**Supplied data**
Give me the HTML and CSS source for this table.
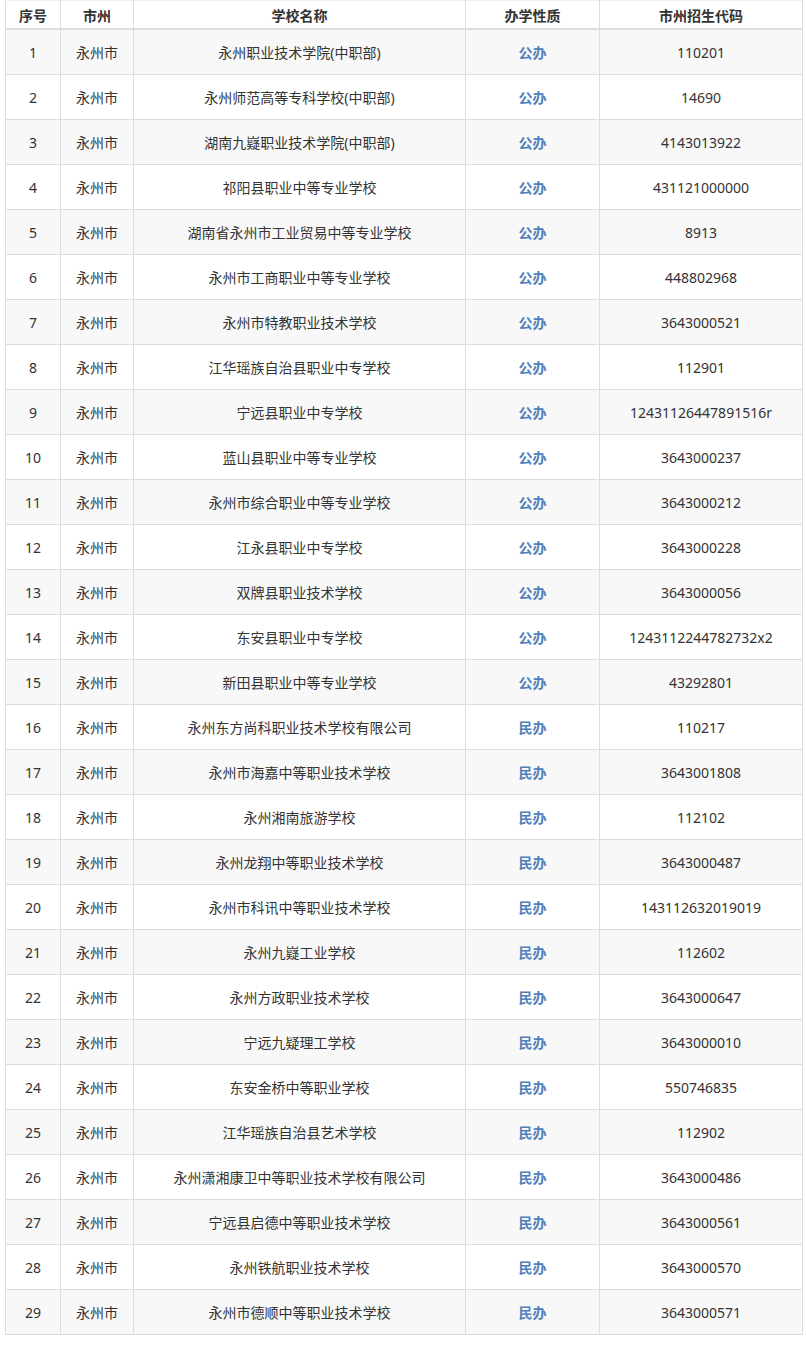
FILE: index.html
```html
<!DOCTYPE html>
<html lang="zh-CN">
<head>
<meta charset="utf-8">
<title>永州市中职学校</title>
<link rel="stylesheet" href="styles.css">
</head>
<body>
<div class="wrap">
<table class="list">
<colgroup>
<col class="c1"><col class="c2"><col class="c3"><col class="c4"><col class="c5">
</colgroup>
<thead>
<tr><th>序号</th><th>市州</th><th>学校名称</th><th>办学性质</th><th>市州招生代码</th></tr>
</thead>
<tbody>
<tr><td>1</td><td>永州市</td><td>永州职业技术学院(中职部)</td><td class="t">公办</td><td>110201</td></tr>
<tr><td>2</td><td>永州市</td><td>永州师范高等专科学校(中职部)</td><td class="t">公办</td><td>14690</td></tr>
<tr><td>3</td><td>永州市</td><td>湖南九嶷职业技术学院(中职部)</td><td class="t">公办</td><td>4143013922</td></tr>
<tr><td>4</td><td>永州市</td><td>祁阳县职业中等专业学校</td><td class="t">公办</td><td>431121000000</td></tr>
<tr><td>5</td><td>永州市</td><td>湖南省永州市工业贸易中等专业学校</td><td class="t">公办</td><td>8913</td></tr>
<tr><td>6</td><td>永州市</td><td>永州市工商职业中等专业学校</td><td class="t">公办</td><td>448802968</td></tr>
<tr><td>7</td><td>永州市</td><td>永州市特教职业技术学校</td><td class="t">公办</td><td>3643000521</td></tr>
<tr><td>8</td><td>永州市</td><td>江华瑶族自治县职业中专学校</td><td class="t">公办</td><td>112901</td></tr>
<tr><td>9</td><td>永州市</td><td>宁远县职业中专学校</td><td class="t">公办</td><td>12431126447891516r</td></tr>
<tr><td>10</td><td>永州市</td><td>蓝山县职业中等专业学校</td><td class="t">公办</td><td>3643000237</td></tr>
<tr><td>11</td><td>永州市</td><td>永州市综合职业中等专业学校</td><td class="t">公办</td><td>3643000212</td></tr>
<tr><td>12</td><td>永州市</td><td>江永县职业中专学校</td><td class="t">公办</td><td>3643000228</td></tr>
<tr><td>13</td><td>永州市</td><td>双牌县职业技术学校</td><td class="t">公办</td><td>3643000056</td></tr>
<tr><td>14</td><td>永州市</td><td>东安县职业中专学校</td><td class="t">公办</td><td>1243112244782732x2</td></tr>
<tr><td>15</td><td>永州市</td><td>新田县职业中等专业学校</td><td class="t">公办</td><td>43292801</td></tr>
<tr><td>16</td><td>永州市</td><td>永州东方尚科职业技术学校有限公司</td><td class="t">民办</td><td>110217</td></tr>
<tr><td>17</td><td>永州市</td><td>永州市海嘉中等职业技术学校</td><td class="t">民办</td><td>3643001808</td></tr>
<tr><td>18</td><td>永州市</td><td>永州湘南旅游学校</td><td class="t">民办</td><td>112102</td></tr>
<tr><td>19</td><td>永州市</td><td>永州龙翔中等职业技术学校</td><td class="t">民办</td><td>3643000487</td></tr>
<tr><td>20</td><td>永州市</td><td>永州市科讯中等职业技术学校</td><td class="t">民办</td><td>143112632019019</td></tr>
<tr><td>21</td><td>永州市</td><td>永州九嶷工业学校</td><td class="t">民办</td><td>112602</td></tr>
<tr><td>22</td><td>永州市</td><td>永州方政职业技术学校</td><td class="t">民办</td><td>3643000647</td></tr>
<tr><td>23</td><td>永州市</td><td>宁远九疑理工学校</td><td class="t">民办</td><td>3643000010</td></tr>
<tr><td>24</td><td>永州市</td><td>东安金桥中等职业学校</td><td class="t">民办</td><td>550746835</td></tr>
<tr><td>25</td><td>永州市</td><td>江华瑶族自治县艺术学校</td><td class="t">民办</td><td>112902</td></tr>
<tr><td>26</td><td>永州市</td><td>永州潇湘康卫中等职业技术学校有限公司</td><td class="t">民办</td><td>3643000486</td></tr>
<tr><td>27</td><td>永州市</td><td>宁远县启德中等职业技术学校</td><td class="t">民办</td><td>3643000561</td></tr>
<tr><td>28</td><td>永州市</td><td>永州铁航职业技术学校</td><td class="t">民办</td><td>3643000570</td></tr>
<tr><td>29</td><td>永州市</td><td>永州市德顺中等职业技术学校</td><td class="t">民办</td><td>3643000571</td></tr>
</tbody>
</table>
</div>
</body>
</html>
```
FILE: styles.css
```css
html, body {
  margin: 0;
  padding: 0;
  background: #ffffff;
}
.wrap {
  padding: 0 0 0 5px;
}
.list {
  border-collapse: collapse;
  table-layout: fixed;
  width: 797px;
  font-family: "Noto Sans", "Noto Sans CJK SC", sans-serif;
  font-size: 14px;
  color: #333333;
}
.c1 { width: 55px; }
.c2 { width: 73px; }
.c3 { width: 332px; }
.c4 { width: 134px; }
.c5 { width: 203px; }
.list th, .list td {
  border: 1px solid #dddddd;
  text-align: center;
  padding: 0;
  white-space: nowrap;
}
.list th {
  height: 27px;
  font-weight: bold;
  border-top-color: #eeeeee;
  border-bottom: 2px solid #dddddd;
}
.list td {
  height: 44px;
}
.list tbody tr:nth-child(odd) td {
  background: #f8f8f8;
}
.list td.t {
  color: #4f80bb;
  font-weight: bold;
}
```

**Goal**
Without the pictures, copy the material exactly as given.

**Task response**
Give me the HTML and CSS source for this table.
FILE: index.html
```html
<!DOCTYPE html>
<html lang="zh-CN">
<head>
<meta charset="utf-8">
<title>永州市中职学校</title>
<link rel="stylesheet" href="styles.css">
</head>
<body>
<div class="wrap">
<table class="list">
<colgroup>
<col class="c1"><col class="c2"><col class="c3"><col class="c4"><col class="c5">
</colgroup>
<thead>
<tr><th>序号</th><th>市州</th><th>学校名称</th><th>办学性质</th><th>市州招生代码</th></tr>
</thead>
<tbody>
<tr><td>1</td><td>永州市</td><td>永州职业技术学院(中职部)</td><td class="t">公办</td><td>110201</td></tr>
<tr><td>2</td><td>永州市</td><td>永州师范高等专科学校(中职部)</td><td class="t">公办</td><td>14690</td></tr>
<tr><td>3</td><td>永州市</td><td>湖南九嶷职业技术学院(中职部)</td><td class="t">公办</td><td>4143013922</td></tr>
<tr><td>4</td><td>永州市</td><td>祁阳县职业中等专业学校</td><td class="t">公办</td><td>431121000000</td></tr>
<tr><td>5</td><td>永州市</td><td>湖南省永州市工业贸易中等专业学校</td><td class="t">公办</td><td>8913</td></tr>
<tr><td>6</td><td>永州市</td><td>永州市工商职业中等专业学校</td><td class="t">公办</td><td>448802968</td></tr>
<tr><td>7</td><td>永州市</td><td>永州市特教职业技术学校</td><td class="t">公办</td><td>3643000521</td></tr>
<tr><td>8</td><td>永州市</td><td>江华瑶族自治县职业中专学校</td><td class="t">公办</td><td>112901</td></tr>
<tr><td>9</td><td>永州市</td><td>宁远县职业中专学校</td><td class="t">公办</td><td>12431126447891516r</td></tr>
<tr><td>10</td><td>永州市</td><td>蓝山县职业中等专业学校</td><td class="t">公办</td><td>3643000237</td></tr>
<tr><td>11</td><td>永州市</td><td>永州市综合职业中等专业学校</td><td class="t">公办</td><td>3643000212</td></tr>
<tr><td>12</td><td>永州市</td><td>江永县职业中专学校</td><td class="t">公办</td><td>3643000228</td></tr>
<tr><td>13</td><td>永州市</td><td>双牌县职业技术学校</td><td class="t">公办</td><td>3643000056</td></tr>
<tr><td>14</td><td>永州市</td><td>东安县职业中专学校</td><td class="t">公办</td><td>1243112244782732x2</td></tr>
<tr><td>15</td><td>永州市</td><td>新田县职业中等专业学校</td><td class="t">公办</td><td>43292801</td></tr>
<tr><td>16</td><td>永州市</td><td>永州东方尚科职业技术学校有限公司</td><td class="t">民办</td><td>110217</td></tr>
<tr><td>17</td><td>永州市</td><td>永州市海嘉中等职业技术学校</td><td class="t">民办</td><td>3643001808</td></tr>
<tr><td>18</td><td>永州市</td><td>永州湘南旅游学校</td><td class="t">民办</td><td>112102</td></tr>
<tr><td>19</td><td>永州市</td><td>永州龙翔中等职业技术学校</td><td class="t">民办</td><td>3643000487</td></tr>
<tr><td>20</td><td>永州市</td><td>永州市科讯中等职业技术学校</td><td class="t">民办</td><td>143112632019019</td></tr>
<tr><td>21</td><td>永州市</td><td>永州九嶷工业学校</td><td class="t">民办</td><td>112602</td></tr>
<tr><td>22</td><td>永州市</td><td>永州方政职业技术学校</td><td class="t">民办</td><td>3643000647</td></tr>
<tr><td>23</td><td>永州市</td><td>宁远九疑理工学校</td><td class="t">民办</td><td>3643000010</td></tr>
<tr><td>24</td><td>永州市</td><td>东安金桥中等职业学校</td><td class="t">民办</td><td>550746835</td></tr>
<tr><td>25</td><td>永州市</td><td>江华瑶族自治县艺术学校</td><td class="t">民办</td><td>112902</td></tr>
<tr><td>26</td><td>永州市</td><td>永州潇湘康卫中等职业技术学校有限公司</td><td class="t">民办</td><td>3643000486</td></tr>
<tr><td>27</td><td>永州市</td><td>宁远县启德中等职业技术学校</td><td class="t">民办</td><td>3643000561</td></tr>
<tr><td>28</td><td>永州市</td><td>永州铁航职业技术学校</td><td class="t">民办</td><td>3643000570</td></tr>
<tr><td>29</td><td>永州市</td><td>永州市德顺中等职业技术学校</td><td class="t">民办</td><td>3643000571</td></tr>
</tbody>
</table>
</div>
</body>
</html>
```
FILE: styles.css
```css
html, body {
  margin: 0;
  padding: 0;
  background: #ffffff;
}
.wrap {
  padding: 0 0 0 5px;
}
.list {
  border-collapse: collapse;
  table-layout: fixed;
  width: 797px;
  font-family: "Noto Sans", "Noto Sans CJK SC", sans-serif;
  font-size: 14px;
  color: #333333;
}
.c1 { width: 55px; }
.c2 { width: 73px; }
.c3 { width: 332px; }
.c4 { width: 134px; }
.c5 { width: 203px; }
.list th, .list td {
  border: 1px solid #dddddd;
  text-align: center;
  padding: 0;
  white-space: nowrap;
}
.list th {
  height: 27px;
  font-weight: bold;
  border-top-color: #eeeeee;
  border-bottom: 2px solid #dddddd;
}
.list td {
  height: 44px;
}
.list tbody tr:nth-child(odd) td {
  background: #f8f8f8;
}
.list td.t {
  color: #4f80bb;
  font-weight: bold;
}
```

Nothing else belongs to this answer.